Hard water & Driftwood

mox

AC Members
Mar 18, 2003
25
0
0
Visit site
I wanted to start keeping some mystery snails and I know snails like hard water, but I also have lots of wood in my aquariums, from old stumps or driftwood which I read softens water... Is this true and if so what causes that?
 
I guess depending on what wood you have and how old it is the wood leeches tannins into the water - which make it more acidic - meaning it lowers the pH.
Do you know what your pH is ?
 
The wood I am using some old pine (fat lighter) from a swampy area... I'm not sure what the PH is now because the wood was recently added and I'm not at home currently to check things out.
 
I just recently got some snails so went through the whole water parameters/ calcium etc spiel.
Even if you have fairly soft water or low pH you can help the snails out by providing calcium.
Some people use other snail shells for that, add crushed coral to their tank/ filter (but that also changes pH - something you need to know about) or add a calcium supplement or feed calcium rich foods.
There is "heet(sp) driveway salt" thats mainly calcium chloride - and which you can find at home depot etc.
You can also get cuttlebone from the pet store and put a piece in the tank for the snails to graze on and obtain calcium for their shells.
I assume there is a limit to all this though - i am sure if you have extremely low pH their shells would dissolve so fast that even helping with calcium doesnt work. So knowing your current pH would probably be important.
I also hope others will chime in as i am in no way a snail expert.
 
Actually, Hannys Papa covered it all pretty well, excepting that long-term the older parts of the shell (which the snail cannot renew) will erode in soft acid water. I have had MTS with white shell tips (rather than dark brown) in softer acid water as they reach full size, due to erosion.

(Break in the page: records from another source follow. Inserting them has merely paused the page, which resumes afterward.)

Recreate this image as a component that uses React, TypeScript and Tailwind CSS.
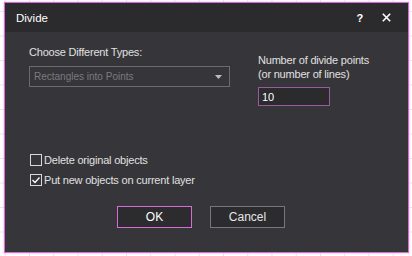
import React from "react";

export default function App() {
  return (
    <div
      className="w-[412px] h-[256px] overflow-hidden bg-white bg-[linear-gradient(to_right,#e3e8e3_1px,transparent_1px),linear-gradient(to_bottom,#e3e8e3_1px,transparent_1px)] bg-size-[24.25px_24.5px] bg-position-[4.75px_11px] pl-[4px] pt-[2px]"
      style={{ fontFamily: '"Liberation Sans", Arial, sans-serif' }}
    >
      <div className="w-[405px] h-[251px] border border-[#d46ed6] shadow-[0_0_2px_#e9a4ea] flex flex-col text-[11px] leading-[14px] tracking-[-0.2px]">
        {/* Title bar */}
        <div className="h-[29px] bg-[#2b2b2e] flex items-center pl-[11px] text-white">
          <span className="text-[11.5px] tracking-normal">Divide</span>
          <div className="ml-auto flex items-center">
            <span className="font-bold text-[11px] mr-[19px]">?</span>
            <svg width="9" height="9" viewBox="0 0 9 9" className="mr-[17px]">
              <path d="M0.8 0.8 L8.2 8.2 M8.2 0.8 L0.8 8.2" stroke="#ffffff" strokeWidth="1.6" />
            </svg>
          </div>
        </div>
        {/* Body */}
        <div className="flex-1 bg-[#36363a] px-[24px] text-[#e0e0e0]">
          <div className="flex">
            <div className="w-[201px] pt-[13px]">
              <div>Choose Different Types:</div>
              <div className="mt-[7px] h-[21px] border border-[#6b6b6e] flex items-center pl-[4px] pr-[7px] text-[#7a7a7d] text-[10px] tracking-normal">
                <span>Rectangles into Points</span>
                <svg width="7" height="4" viewBox="0 0 7 4" className="ml-auto">
                  <path d="M0 0 H7 L3.5 4 Z" fill="#bdbdbd" />
                </svg>
              </div>
            </div>
            <div className="ml-[28px] pt-[21px]">
              <div>Number of divide points</div>
              <div>(or number of lines)</div>
              <div className="mt-[6px] w-[72px] h-[19px] border border-[#9a5aa0] bg-[#2b2b2e] flex items-center pl-[3px] text-white">
                10
              </div>
            </div>
          </div>
          <div className="mt-[47px] ml-[1px] flex flex-col gap-[6px]">
            <div className="flex items-center h-[14px]">
              <div className="w-[12px] h-[12px] border border-[#d8d8d8]" />
              <span className="ml-[2px]">Delete original objects</span>
            </div>
            <div className="flex items-center h-[14px]">
              <div className="w-[12px] h-[12px] border border-[#d8d8d8] flex items-center justify-center">
                <svg width="10" height="10" viewBox="0 0 10 10">
                  <path d="M1.5 5 L4 7.5 L8.5 2.5" stroke="#ffffff" strokeWidth="1.3" fill="none" />
                </svg>
              </div>
              <span className="ml-[2px]">Put new objects on current layer</span>
            </div>
          </div>
          <div className="mt-[19px] pl-[88px] flex gap-[18px]">
            <div className="w-[75px] h-[22px] border border-[#d46ed6] bg-[#2c2c2f] flex items-center justify-center text-white text-[12px] tracking-normal">
              OK
            </div>
            <div className="w-[75px] h-[22px] border border-[#777779] bg-[#2c2c2f] flex items-center justify-center text-[#e6e6e6] text-[12px] tracking-normal">
              Cancel
            </div>
          </div>
        </div>
      </div>
    </div>
  );
}
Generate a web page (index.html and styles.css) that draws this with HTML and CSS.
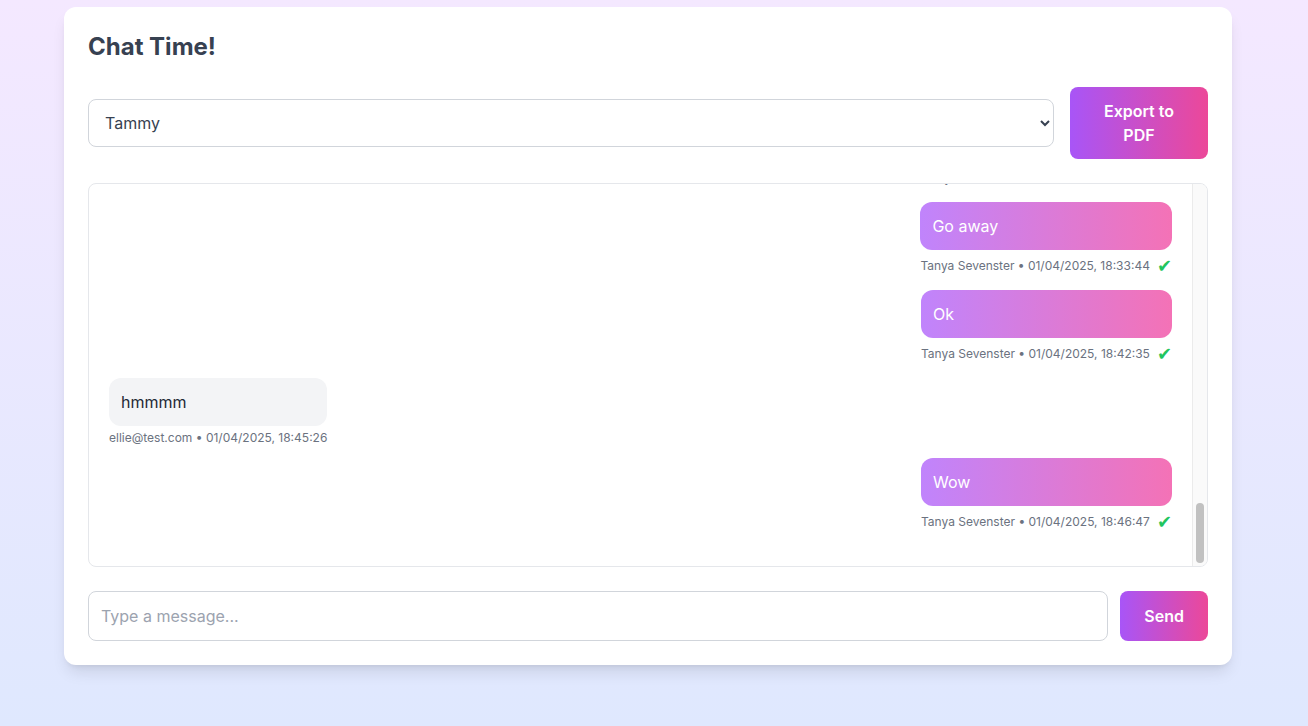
FILE: index.html
```html
<!DOCTYPE html>
<html lang="en">

<head>
    <meta charset="UTF-8">
    <meta name="viewport" content="width=device-width, initial-scale=1.0">
    <title>Chat Time!</title>
    <link rel="stylesheet" href="styles.css">
</head>

<body>
    <div class="card">
        <h1>Chat Time!</h1>

        <div class="toolbar">
            <select class="user-select">
                <option>Tammy</option>
                <option>Ellie</option>
                <option>Tanya</option>
            </select>
            <button class="btn export-btn">Export to PDF</button>
        </div>

        <div class="chat-box">
            <div class="chat-scroll" id="chat-scroll">
                <div class="messages" id="messages"></div>
            </div>
            <!-- custom scrollbar -->
            <div class="scrollbar">
                <div class="scroll-thumb" id="scroll-thumb"></div>
            </div>
        </div>

        <div class="composer">
            <input type="text" class="message-input" placeholder="Type a message...">
            <button class="btn send-btn">Send</button>
        </div>
    </div>

    <script>
        // messages for the selected conversation
        const me = "Tanya Sevenster";
        const history = [
            ["ellie@test.com", "Hello?", "01/04/2025, 16:48:09"],
            [me, "Yo", "01/04/2025, 16:55:31"],
            ["ellie@test.com", "Hey!", "01/04/2025, 17:02:11"],
            [me, "Hi Ellie", "01/04/2025, 17:03:40"],
            ["ellie@test.com", "How are you?", "01/04/2025, 17:05:02"],
            [me, "Good thanks, you?", "01/04/2025, 17:06:19"],
            ["ellie@test.com", "Not bad", "01/04/2025, 17:08:55"],
            [me, "Cool", "01/04/2025, 17:10:03"],
            ["ellie@test.com", "Are you coming tonight?", "01/04/2025, 17:21:37"],
            [me, "Maybe", "01/04/2025, 17:24:12"],
            ["ellie@test.com", "Come on", "01/04/2025, 17:25:48"],
            [me, "I'm tired", "01/04/2025, 17:31:20"],
            ["ellie@test.com", "It'll be fun", "01/04/2025, 17:33:09"],
            [me, "We'll see", "01/04/2025, 17:40:44"],
            ["ellie@test.com", "Tammy is coming too", "01/04/2025, 17:52:30"],
            [me, "Oh really", "01/04/2025, 17:55:01"],
            ["ellie@test.com", "Yes", "01/04/2025, 18:01:16"],
            [me, "Hmm ok", "01/04/2025, 18:05:58"],
            ["ellie@test.com", "So?", "01/04/2025, 18:12:27"],
            [me, "Still thinking", "01/04/2025, 18:15:39"],
            ["ellie@test.com", "Hurry up", "01/04/2025, 18:24:02"],
            [me, "Stop", "01/04/2025, 18:29:18"],
            ["ellie@test.com", "Please", "01/04/2025, 18:31:50"],
            [me, "Test", "01/04/2025, 18:32:51"],
            [me, "Go away", "01/04/2025, 18:33:44"],
            [me, "Ok", "01/04/2025, 18:42:35"],
            ["ellie@test.com", "hmmmm", "01/04/2025, 18:45:26"],
            [me, "Wow", "01/04/2025, 18:46:47"]
        ];

        function renderMessages() {
            const list = document.getElementById("messages");
            list.innerHTML = "";

            history.forEach(([sender, text, time]) => {
                const own = sender === me;
                const msg = document.createElement("div");
                msg.className = "msg " + (own ? "own" : "other");

                const bubble = document.createElement("div");
                bubble.className = "bubble";
                bubble.textContent = text;

                const meta = document.createElement("div");
                meta.className = "meta";
                meta.innerHTML = "<span>" + sender + " \u2022 " + time + "</span>" +
                    (own ? "<span class='tick'>\u2714</span>" : "");

                msg.appendChild(bubble);
                msg.appendChild(meta);
                list.appendChild(msg);
            });

            // keep the newest message in view
            const box = document.getElementById("chat-scroll");
            box.scrollTop = box.scrollHeight;
            updateThumb();
        }

        // size and place the scrollbar thumb
        function updateThumb() {
            const box = document.getElementById("chat-scroll");
            const thumb = document.getElementById("scroll-thumb");
            const track = box.clientHeight - 6;
            const size = Math.max(24, track * box.clientHeight / box.scrollHeight);
            const max = box.scrollHeight - box.clientHeight;
            const top = max > 0 ? (box.scrollTop / max) * (track - size) : 0;
            thumb.style.height = size + "px";
            thumb.style.top = (3 + top) + "px";
        }

        document.getElementById("chat-scroll").addEventListener("scroll", updateThumb);
        renderMessages();
    </script>
</body>

</html>
```

FILE: styles.css
```css
/* styles.css */
body {
    font-family: Inter, "Noto Sans", sans-serif;
    background: linear-gradient(to bottom, #f4e8ff, #dfe8fe);
    margin: 0;
    padding: 7px 0 0 64px;
    min-height: 100vh;
    box-sizing: border-box;
}

.card {
    width: 1168px;
    box-sizing: border-box;
    padding: 24px;
    background-color: white;
    border-radius: 12px;
    box-shadow: 0 10px 15px -3px rgba(0, 0, 0, 0.1), 0 4px 6px -4px rgba(0, 0, 0, 0.1);
}

h1 {
    margin: 0 0 24px;
    font-size: 24px;
    line-height: 32px;
    font-weight: 700;
    color: #374151;
}

.toolbar {
    display: flex;
    align-items: center;
    gap: 16px;
    margin-bottom: 24px;
}

.user-select {
    flex: 1;
    height: 48px;
    padding: 0 12px;
    font-family: inherit;
    font-size: 16px;
    color: #374151;
    background-color: white;
    border: 1px solid #d1d5db;
    border-radius: 8px;
}

.btn {
    font-family: inherit;
    font-size: 16px;
    line-height: 24px;
    font-weight: 600;
    color: white;
    border: none;
    border-radius: 8px;
    background: linear-gradient(to right, #a855f7, #ec4899);
    cursor: pointer;
}

.export-btn {
    width: 138px;
    padding: 12px 24px;
}

.chat-box {
    position: relative;
    height: 384px;
    box-sizing: border-box;
    overflow: hidden;
    border: 1px solid #e5e7eb;
    border-radius: 8px;
    margin-bottom: 24px;
}

.chat-scroll {
    height: 100%;
    box-sizing: border-box;
    overflow-y: auto;
    padding: 20px 35px 20px 20px;
    scrollbar-width: none;
}

.scrollbar {
    position: absolute;
    top: 0;
    right: 0;
    bottom: 0;
    width: 14px;
    background-color: #fafafa;
    border-left: 1px solid #ebebeb;
}

.scroll-thumb {
    position: absolute;
    left: 3px;
    width: 8px;
    background-color: #c1c1c1;
    border-radius: 4px;
}

.messages {
    display: flex;
    flex-direction: column;
}

.msg {
    display: flex;
    flex-direction: column;
    max-width: 70%;
    margin-bottom: 12px;
}

.msg.own {
    align-self: flex-end;
}

.msg.other {
    align-self: flex-start;
}

.bubble {
    padding: 12px;
    font-size: 16px;
    line-height: 24px;
    border-radius: 12px;
}

.own .bubble {
    color: white;
    background: linear-gradient(to right, #c084fc, #f472b6);
}

.other .bubble {
    color: #1f2937;
    background-color: #f3f4f6;
}

.meta {
    display: flex;
    align-items: center;
    gap: 7px;
    margin-top: 4px;
    font-size: 12px;
    line-height: 16px;
    color: #6b7280;
    white-space: nowrap;
}

.tick {
    font-family: "DejaVu Sans", sans-serif;
    font-size: 18px;
    line-height: 24px;
    color: #22c55e;
}

.composer {
    display: flex;
    gap: 12px;
}

.message-input {
    flex: 1;
    padding: 12px;
    font-family: inherit;
    font-size: 16px;
    line-height: 24px;
    color: #374151;
    border: 1px solid #d1d5db;
    border-radius: 8px;
}

.message-input::placeholder {
    color: #9ca3af;
}

.send-btn {
    padding: 12px 24px;
}
```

But driftwood, unless massive quantities, does not soften water that much. In water which is moderately soft to soft you may be able to detech some decreases. In harder water, especially if you do good routine water changes, you may see some brown tinting of the water, but are unlikely to see much softening.
 
Serendipity

See the tannins leach from the wood and lower the pH. You put shells in to help the snails and inverts grow their shells. Then the snails & inverts have a population boom and lower you pH by consuming calcium to support their growth. You add "filter media" which is basically crushed coral (think of coral as an endangered natural resource like baby seals except hard and bony and stonelike with millions of stinging poison cells) to your filter to add calcium. Meanwhile you have stalawtites (well stala"g"tites are on the "G"round and stala"c"tites are on the "C"eiling) growing off of your aquarium wall to the heater from repeated calcium bombings.

A. Is that a snail?

B. Yes. Yes it is.

A. But it's the size of a small dog!

B. Here, throw it a potato.
:help:
 
Tannin. It's is an acid that all wood has. If you boil it enough most of the tannin will come out however it will always leak a little bit. If you want to raise the PH it would be touhg but to keep it steady you should be fine.